On Mon, 2007-10-08 at 21:33 +0200, Frederik Schueler wrote:
> Hello,
> 
> I just got a crash on a gfs share:
> 
> GFS: fsid=beta:helium.1: fatal: assertion "x <= length" failed
> GFS: fsid=beta:helium.1:   function = blkalloc_internal
> GFS: fsid=beta:helium.1:   file = /usr/src/modules/redhat-cluster/gfs/gfs/rgrp.c, line = 1458
> GFS: fsid=beta:helium.1:   time = 1191842568
> GFS: fsid=beta:helium.1: about to withdraw from the cluster
> GFS: fsid=beta:helium.1: waiting for outstanding I/O
> GFS: fsid=beta:helium.1: telling LM to withdraw
> lock_dlm: withdraw abandoned memory
> GFS: fsid=beta:helium.1: withdrawn
> 
> 
> the system is running gfs 1.04 with linux 2.6.21.
> 
> after the crash, I rebooted the concerned node and run an fsck on
> another node to check the filesystem in question, and now it has a dozen
> of lost files in l+f.
> 
> How can I debug the issue? 
> 
> Best regards
> Frederik Schüler

Hi Frederik,

This is odd.  What it means is this:  GFS was searching for a free block
to allocate.  The resource group ("RG"--not to be confused with
rgmanager's resource groups) indicated at least one free block for that
section of the file system, but there were no free blocks to be found in
the bitmap for that section (a direct contradiction).  Therefore, the
file system was determined to be corrupt.

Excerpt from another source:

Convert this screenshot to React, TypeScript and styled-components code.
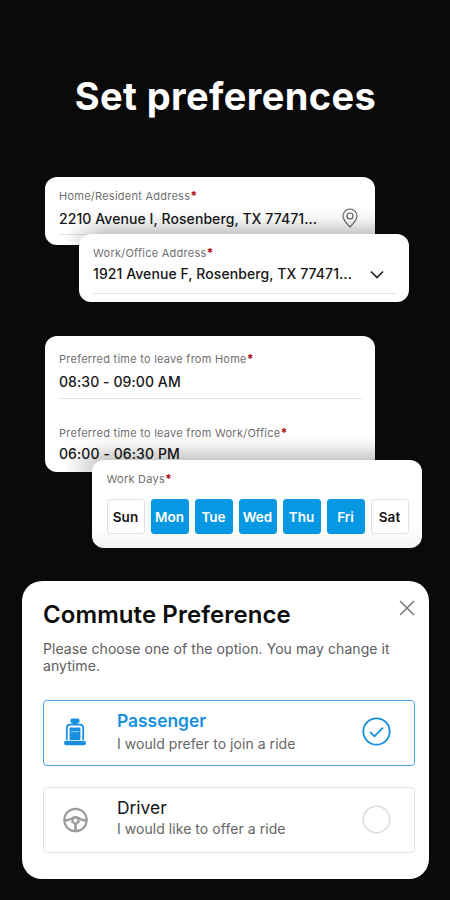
import React from 'react';
import styled, { createGlobalStyle } from 'styled-components';

const GlobalStyle = createGlobalStyle`
  *, *::before, *::after { box-sizing: border-box; }
  body {
    margin: 0;
    background: #0a0a0a;
    font-family: Inter, "Liberation Sans", sans-serif;
  }
`;

const Page = styled.main`
  width: 450px;
  height: 900px;
  overflow: hidden;
  display: flex;
  flex-direction: column;
  align-items: flex-start;
  background: #0a0a0a;
`;

const Heading = styled.h1`
  margin: 71px 0 0;
  width: 100%;
  padding-left: 1px;
  text-align: center;
  color: #fff;
  font-size: 38px;
  font-weight: 700;
  line-height: 50px;
  letter-spacing: 0.4px;
  white-space: nowrap;
`;

const Card = styled.section<{ $left: number; $top: number; $height: number }>`
  position: relative;
  flex: none;
  width: 330px;
  height: ${(p) => p.$height}px;
  margin: ${(p) => p.$top}px 0 0 ${(p) => p.$left}px;
  border-radius: 12px;
  background: #fff;
  overflow: hidden;
`;

const Stack = styled.div<{ $top: number }>`
  margin-top: ${(p) => p.$top}px;
  display: flex;
  flex-direction: column;
  align-items: flex-start;
`;

const Shade = styled.div<{ $height: number }>`
  position: absolute;
  left: 20px;
  right: 0;
  bottom: 0;
  height: ${(p) => p.$height}px;
  background: linear-gradient(rgba(0, 0, 0, 0), rgba(0, 0, 0, 0.05) 30%, rgba(0, 0, 0, 0.22) 70%);
  mask-image: linear-gradient(90deg, transparent, #000 40px);
`;

const Field = styled.div<{ $top: number; $gap: number; $line: number }>`
  margin: 0 13px 0 14px;
  padding-top: ${(p) => p.$top}px;
  padding-bottom: ${(p) => p.$line}px;
  border-bottom: 1px solid #e4e4e4;
  display: flex;
  flex-direction: column;
  gap: ${(p) => p.$gap}px;
`;

const Label = styled.span`
  color: #6f6f6f;
  font-size: 11px;
  line-height: 14px;
  letter-spacing: 0.25px;
  white-space: nowrap;

  &::after {
    content: '*';
    color: #b3161c;
    font-size: 12px;
    line-height: 1;
    font-weight: 800;
  }
`;

const ValueRow = styled.div`
  display: flex;
  align-items: center;
  justify-content: space-between;
  height: 20px;
`;

const Value = styled.span`
  color: #161616;
  font-size: 14px;
  font-weight: 500;
  line-height: 20px;
  letter-spacing: 0.08px;
  white-space: nowrap;
`;

const PinIcon = styled.svg`
  width: 16px;
  height: 20px;
  margin: -2px 4px 0 0;
`;

const ChevronIcon = styled.svg`
  width: 14px;
  height: 9px;
  margin-right: 12px;
`;

const DaysBody = styled.div`
  padding: 12px 13px 0 14.5px;
  height: 100%;
  background: linear-gradient(#fff 75%, #f3f3f3);
  display: flex;
  flex-direction: column;
`;

const Days = styled.div`
  display: flex;
  gap: 6px;
  margin-top: 13px;
`;

const Day = styled.button<{ $on?: boolean }>`
  flex: none;
  width: 38px;
  height: 35px;
  padding: 1px 0 0;
  border: 1px solid ${(p) => (p.$on ? '#0798e4' : '#e0e1ea')};
  border-radius: 3px;
  background: ${(p) => (p.$on ? '#0798e4' : '#fff')};
  color: ${(p) => (p.$on ? '#fff' : '#161616')};
  font: 600 13.5px/32px Inter, sans-serif;
`;

const Sheet = styled.section`
  flex: none;
  width: 407px;
  height: 298px;
  margin: 32.5px 0 0 22px;
  padding: 20px 14px 0 21px;
  border-radius: 20px;
  background: #fff;
`;

const SheetHead = styled.header`
  display: flex;
  justify-content: space-between;
  align-items: flex-start;
`;

const SheetTitle = styled.h2`
  margin: 0;
  color: #0d0d0d;
  font-size: 24px;
  font-weight: 600;
  line-height: 28px;
  letter-spacing: 0.08px;
  white-space: nowrap;
`;

const CloseIcon = styled.svg`
  width: 16px;
  height: 16px;
  margin-top: -1px;
`;

const Description = styled.p`
  margin: 11.5px 0 0;
  color: #5d5d5d;
  font-size: 14px;
  line-height: 17px;
  letter-spacing: 0.07px;
  white-space: nowrap;
`;

const Option = styled.div<{ $on?: boolean; $top: number }>`
  display: flex;
  align-items: center;
  width: 372px;
  height: 66px;
  margin-top: ${(p) => p.$top}px;
  padding: 0 23px ${(p) => (p.$on ? 3 : 0)}px 18px;
  border: 1px solid ${(p) => (p.$on ? '#4ba3e4' : '#e3e3e3')};
  border-radius: 4px;
`;

const OptionIcon = styled.svg`
  flex: none;
  width: 26px;
  height: 28px;
`;

const OptionText = styled.div<{ $on?: boolean }>`
  flex: 1;
  margin-left: 29px;
  padding: ${(p) => (p.$on ? '1px 0 0' : '0 0 2px')};
  display: flex;
  flex-direction: column;
  gap: ${(p) => (p.$on ? 3 : 1)}px;
`;

const OptionTitle = styled.span<{ $on?: boolean }>`
  color: ${(p) => (p.$on ? '#168fdf' : '#161616')};
  font-size: 17.4px;
  font-weight: ${(p) => (p.$on ? 600 : 400)};
  line-height: 20px;
`;

const OptionNote = styled.span`
  color: #666;
  font-size: 14px;
  line-height: 20px;
  letter-spacing: 0.05px;
  white-space: nowrap;
`;

const Radio = styled.svg`
  flex: none;
  width: 29px;
  height: 29px;
`;

const week = ['Sun', 'Mon', 'Tue', 'Wed', 'Thu', 'Fri', 'Sat'];

export default function App() {
  return (
    <>
      <GlobalStyle />
      <Page>
        <Heading>Set preferences</Heading>

        <Stack $top={56}>
          <Card $left={45} $top={0} $height={68}>
            <Shade $height={36} />
            <Field $top={12} $gap={6} $line={5}>
              <Label>Home/Resident Address</Label>
              <ValueRow>
                <Value>2210 Avenue I, Rosenberg, TX 77471...</Value>
                <PinIcon viewBox="0 0 16 20" fill="none" stroke="#5a5a5a" strokeWidth="1.1">
                  <path d="M8 19C5.5 16.3 1 12.2 1 8a7 7 0 0 1 14 0c0 4.2-4.5 8.3-7 11z" />
                  <circle cx="8" cy="8" r="3" />
                </PinIcon>
              </ValueRow>
            </Field>
          </Card>
          <Card $left={79} $top={-11} $height={68}>
            <Field $top={12} $gap={4} $line={9}>
              <Label>Work/Office Address</Label>
              <ValueRow>
                <Value>1921 Avenue F, Rosenberg, TX 77471...</Value>
                <ChevronIcon viewBox="0 0 14 9" fill="none" stroke="#222" strokeWidth="1.7">
                  <path d="M1 1.5l6 6 6-6" />
                </ChevronIcon>
              </ValueRow>
            </Field>
          </Card>
        </Stack>

        <Stack $top={34}>
          <Card $left={45} $top={0} $height={136}>
            <Shade $height={38} />
            <Field $top={16} $gap={6} $line={6}>
              <Label>Preferred time to leave from Home</Label>
              <Value>08:30 - 09:00 AM</Value>
            </Field>
            <Field $top={27} $gap={4} $line={9}>
              <Label>Preferred time to leave from Work/Office</Label>
              <Value>06:00 - 06:30 PM</Value>
            </Field>
          </Card>
          <Card $left={92} $top={-12} $height={88}>
            <DaysBody>
              <Label>Work Days</Label>
              <Days>
                {week.map((d, i) => (
                  <Day key={d} $on={i > 0 && i < 6}>
                    {d}
                  </Day>
                ))}
              </Days>
            </DaysBody>
          </Card>
        </Stack>

        <Sheet>
          <SheetHead>
            <SheetTitle>Commute Preference</SheetTitle>
            <CloseIcon viewBox="0 0 16 16" fill="none" stroke="#777" strokeWidth="1.5">
              <path d="M1 1l14 14M15 1L1 15" />
            </CloseIcon>
          </SheetHead>
          <Description>
            Please choose one of the option. You may change it
            <br />
            anytime.
          </Description>

          <Option $on $top={26}>
            <OptionIcon viewBox="0 0 26 28">
              <rect x="8.5" y="0.5" width="9" height="4.5" rx="1.5" fill="#168fdf" />
              <rect x="10.5" y="4" width="5" height="3" fill="#168fdf" />
              <path d="M4.8 22V10q0-3.4 3.4-3.4h9.6q3.4 0 3.4 3.4v12" fill="none" stroke="#168fdf" strokeWidth="1.8" />
              <rect x="7.6" y="9.6" width="10.8" height="12.4" rx="1" fill="#168fdf" />
              <path d="M9 13.6h8" stroke="#8cc9f1" strokeWidth="1.1" />
              <rect x="2" y="22.8" width="22" height="4.4" rx="2.2" fill="#168fdf" />
            </OptionIcon>
            <OptionText $on>
              <OptionTitle $on>Passenger</OptionTitle>
              <OptionNote>I would prefer to join a ride</OptionNote>
            </OptionText>
            <Radio viewBox="0 0 29 29" fill="none" stroke="#168fdf" strokeWidth="1.8">
              <circle cx="14.5" cy="14.5" r="13.2" />
              <path d="M8 15l4.5 4.3 8.5-8.6" />
            </Radio>
          </Option>

          <Option $top={20.5}>
            <OptionIcon viewBox="0 0 26 28" fill="none" stroke="#9c9c9c">
              <circle cx="13.5" cy="14" r="11.2" strokeWidth="2.2" />
              <path d="M3 14.4c3.5 0 5-.4 7-1.9q3.5-2.2 7 0c2 1.5 3.5 1.9 7 1.9" strokeWidth="2.6" />
              <path d="M9 15.5q3.500 1 4.500 4q1-3 4.500-4" strokeWidth="1.600" />
              <path d="M13.5 17v8" strokeWidth="2.6" />
              <circle cx="13.5" cy="14.5" r="2.7" strokeWidth="1.6" fill="#fff" />
            </OptionIcon>
            <OptionText>
              <OptionTitle>Driver</OptionTitle>
              <OptionNote>I would like to offer a ride</OptionNote>
            </OptionText>
            <Radio viewBox="0 0 29 29" fill="none" stroke="#dedede" strokeWidth="1.6">
              <circle cx="14.5" cy="14.5" r="13.2" />
            </Radio>
          </Option>
        </Sheet>
      </Page>
    </>
  );
}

It's nearly impossible to say how this could have happened.  Here are a
few possibilities:

(1) It's possible that some rogue kernel module overwrote the bitmap memory.
(2) This can also happen if gfs_fsck is run on a file system that is already
mounted from another node.  (3) Another possibility is a hardware problem
with your media--the hard drives, FC switch, HBAs, etc.  This could
happen, for example, if GFS read the bitmap(s) from disk and the disk
returned the wrong information.  We've seen a lot of that, and the best
thing to do is test the media (but it's a tedious and sometimes
destructive task).  For more information on that, see:

http://sources.redhat.com/cluster/faq.html#gfs_corruption

(4) It's also possible--although unlikely--it could be a GFS bug, although
as far as I know, you're the only person to report such a thing.

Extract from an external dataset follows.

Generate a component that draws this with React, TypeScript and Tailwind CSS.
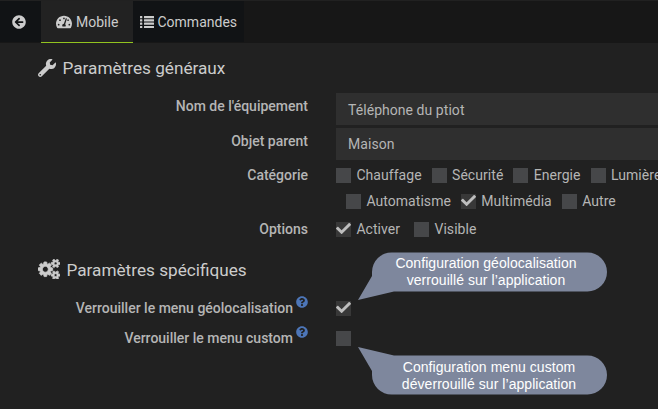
import type { ReactNode } from "react";
import {
  FaArrowCircleLeft,
  FaCheck,
  FaQuestionCircle,
  FaTachometerAlt,
  FaWrench,
} from "react-icons/fa";

const SMALL_GEAR =
  "v140q0 16-149 31-12 27-30 52 51 113 51 138 0 4-4 7-122 71-124 71-8 0-46-47t-52-68q-20 2-30 2t-30-2q-14 21-52 68t-46 47q-2 0-124-71-4-3-4-7 0-25 51-138-18-25-30-52-149-15-149-31v-140q0-16 149-31 13-29 30-52-51-113-51-138 0-4 4-7 4-2 35-20t59-34 30-16q8 0 46 46.500t52 67.500q20-2 30-2t30 2q51-71 92-112l6-2q4 0 124 70 4 3 4 7 0 25-51 138 17 23 30 52 149 15 149 31z";

function Cogs({ className }: { className: string }) {
  return (
    <svg className={className} viewBox="0 0 1920 1792" fill="currentColor" stroke="currentColor" strokeWidth="70">
      <path
        d={`M896 896q0-106-75-181t-181-75-181 75-75 181 75 181 181 75 181-75 75-181zm768 512q0-52-38-90t-90-38-90 38-38 90q0 53 37.500 90.500t90.500 37.500 90.500-37.500 37.500-90.500zm0-1024q0-52-38-90t-90-38-90 38-38 90q0 53 37.500 90.500t90.500 37.500 90.500-37.500 37.500-90.500zm-384 421v185q0 10-7 19.500t-16 10.500l-155 24q-11 35-32 76 34 48 90 115 7 11 7 20 0 12-7 19-23 30-82.500 89.500t-78.500 59.500q-11 0-21-7l-115-90q-37 19-77 31-11 108-23 155-7 24-30 24h-186q-11 0-20-7.500t-10-17.500l-23-153q-34-10-75-31l-118 89q-7 7-20 7-11 0-21-8-144-133-144-160 0-9 7-19 10-14 41-53t47-61q-23-44-35-82l-152-24q-10-1-17-9.500t-7-19.500v-185q0-10 7-19.500t16-10.500l155-24q11-35 32-76-34-48-90-115-7-11-7-20 0-12 7-20 22-30 82-89t79-59q11 0 21 7l115 90q34-18 77-32 11-108 23-154 7-24 30-24h186q11 0 20 7.500t10 17.500l23 153q34 10 75 31l118-89q8-7 20-7 11 0 21 8 144 133 144 160 0 8-7 19-12 16-42 54t-45 60q23 48 34 82l152 23q10 2 17 10.500t7 19.500zM1920 1338${SMALL_GEAR}M1920 314${SMALL_GEAR}`}
      />
    </svg>
  );
}

function ListIcon({ className }: { className: string }) {
  return (
    <svg className={className} viewBox="0 0 14 14" fill="currentColor">
      {[1, 4.3, 7.6, 10.9].map((y) => (
        <g key={y}>
          <rect x="0" y={y} width="2.300" height="2.200" rx="0.300" />
          <rect x="4" y={y} width="10" height="2.200" rx="0.300" />
        </g>
      ))}
    </svg>
  );
}

function Box({ checked = false }: { checked?: boolean }) {
  return (
    <span
      className={`flex h-[15px] w-[15px] shrink-0 items-center justify-center ${
        checked ? "bg-[#383838]" : "bg-[#464749]"
      }`}
    >
      {checked && <FaCheck className="mb-px h-[15px] w-[15px] shrink-0 text-[#bebebe]" />}
    </span>
  );
}

function Check({ label, checked }: { label: string; checked?: boolean }) {
  return (
    <label className="flex shrink-0 items-center gap-[5.400px] whitespace-nowrap">
      <Box checked={checked} />
      <span>{label}</span>
    </label>
  );
}

function Row({ label, help, className, children }: { label: string; help?: boolean; className: string; children: ReactNode }) {
  return (
    <div className={`flex ${className}`}>
      <div className="flex h-5 w-[308px] shrink-0 justify-end whitespace-nowrap font-medium leading-5 tracking-normal">
        {label}
        {help && <FaQuestionCircle className="-mt-[2px] ml-[3px] h-3 w-3 text-[#4d76b8]" />}
      </div>
      <div className="ml-[28px] min-w-0 flex-1">{children}</div>
    </div>
  );
}

function Bubble({ lines, up, className }: { lines: string[]; up?: boolean; className: string }) {
  return (
    <div className={`absolute left-[357px] h-[50px] w-[251px] ${className}`}>
      <svg className="absolute inset-0" width="251" height="50" viewBox="0 0 251 50">
        <path
          fill="#7e879d"
          transform={up ? "translate(0 50) scale(1 -1)" : undefined}
          d="M35 1.500H230.500A19.500 19.500 0 0 1 230.500 40.500H37L1 49L15 25V21A19.500 19.500 0 0 1 35 1.500Z"
        />
      </svg>
      <div
        className={`absolute w-[235px] text-center font-['Liberation_Sans',Arial,sans-serif] text-[14px] leading-[17px] tracking-[0.05px] text-white ${
          up ? "left-[14.500px] top-[13px]" : "left-[11.500px] top-[4px]"
        }`}
      >
        {lines.map((line) => (
          <div key={line}>{line}</div>
        ))}
      </div>
    </div>
  );
}

export default function App() {
  return (
    <main className="relative h-[409px] w-[658px] overflow-hidden bg-[#212121] font-[Roboto,sans-serif] text-[14px] tracking-[0.05px] text-[#b5b5b5]">
      <nav className="flex h-[43px] border-t border-[#212121] bg-[#171717] text-[#cccccc]">
        <div className="flex h-[41px] w-[41px] items-center bg-[#111315] pl-3">
          <FaArrowCircleLeft className="h-[14px] w-[14px]" />
        </div>
        <div className="flex h-[42px] w-[92px] items-center border-b border-[#92c41f] bg-[#222222] pl-[15px]">
          <FaTachometerAlt className="h-[16px] w-[16px]" />
          <span className="ml-1 mt-[2px] tracking-normal">Mobile</span>
        </div>
        <div className="flex h-[41px] w-[111px] items-center bg-[#111315] pl-[7px]">
          <ListIcon className="h-[14px] w-[14px]" />
          <span className="ml-[3.500px] mt-[2px] tracking-normal">Commandes</span>
        </div>
      </nav>
      <section>
        <h2 className="flex h-[50px] items-center pl-[38px] text-[17.200px] text-[#cccccc]">
          <FaWrench className="mb-px h-[18px] w-[18px]" />
          <span className="ml-[6.500px] mt-[2px] tracking-normal">Paramètres généraux</span>
        </h2>
        <Row label="Nom de l'équipement" className="h-[35px] pt-[3px]">
          <div className="-mt-[3px] flex h-8 items-center bg-[#2f2f2f] pl-3 pt-[2px]">Téléphone du ptiot</div>
        </Row>
        <Row label="Objet parent" className="h-[35px] pt-[3px]">
          <div className="-mt-[3px] flex h-8 items-center bg-[#2f2f2f] pl-3">Maison</div>
        </Row>
        <Row label="Catégorie" className="h-[55px] pt-[2px]">
          <div className="flex h-5 items-center gap-[10px]">
            <Check label="Chauffage" />
            <Check label="Sécurité" />
            <Check label="Energie" />
            <Check label="Lumière" />
          </div>
          <div className="mt-[6px] flex h-5 items-center gap-[10px] pl-[10px]">
            <Check label="Automatisme" />
            <Check label="Multimédia" checked />
            <Check label="Autre" />
          </div>
        </Row>
        <Row label="Options" className="h-[30px] pt-[1px]">
          <div className="flex h-5 items-center gap-[14px]">
            <Check label="Activer" checked />
            <Check label="Visible" />
          </div>
        </Row>
      </section>
      <section>
        <h2 className="flex h-[44px] items-center pl-[38px] text-[17.200px] text-[#cccccc]">
          <Cogs className="mb-[2px] h-[20.500px] w-[22px]" />
          <span className="ml-[6.500px] mt-[2px] tracking-normal">Paramètres spécifiques</span>
        </h2>
        <Row label="Verrouiller le menu géolocalisation" help className="h-[30px] pt-[6px]">
          <div className="flex h-5 items-center"><Box checked /></div>
        </Row>
        <Row label="Verrouiller le menu custom" help className="h-[30px] pt-[6px]">
          <div className="flex h-5 items-center"><Box /></div>
        </Row>
      </section>
      <Bubble className="top-[251px]" lines={["Configuration géolocalisation", "verrouillé sur l’application"]} />
      <Bubble className="top-[346px]" up lines={["Configuration menu custom", "déverrouillé sur l’application"]} />
    </main>
  );
}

If it is really a GFS bug, the best way to solve it (and sometimes the
only way to solve it) is to give us a way to recreate the corruption
using a clean file system and a recreation program.
If that's not possible, you could describe what was happening to the
file system at the time of failure, in as much detail as possible, and
we can do some experiments here.  For example: were there lots of
file renames going on?  directory renames?  file creates?  What kind of
IO was happening to the file system at the time?  But doing these
experiments is often just a waste of time.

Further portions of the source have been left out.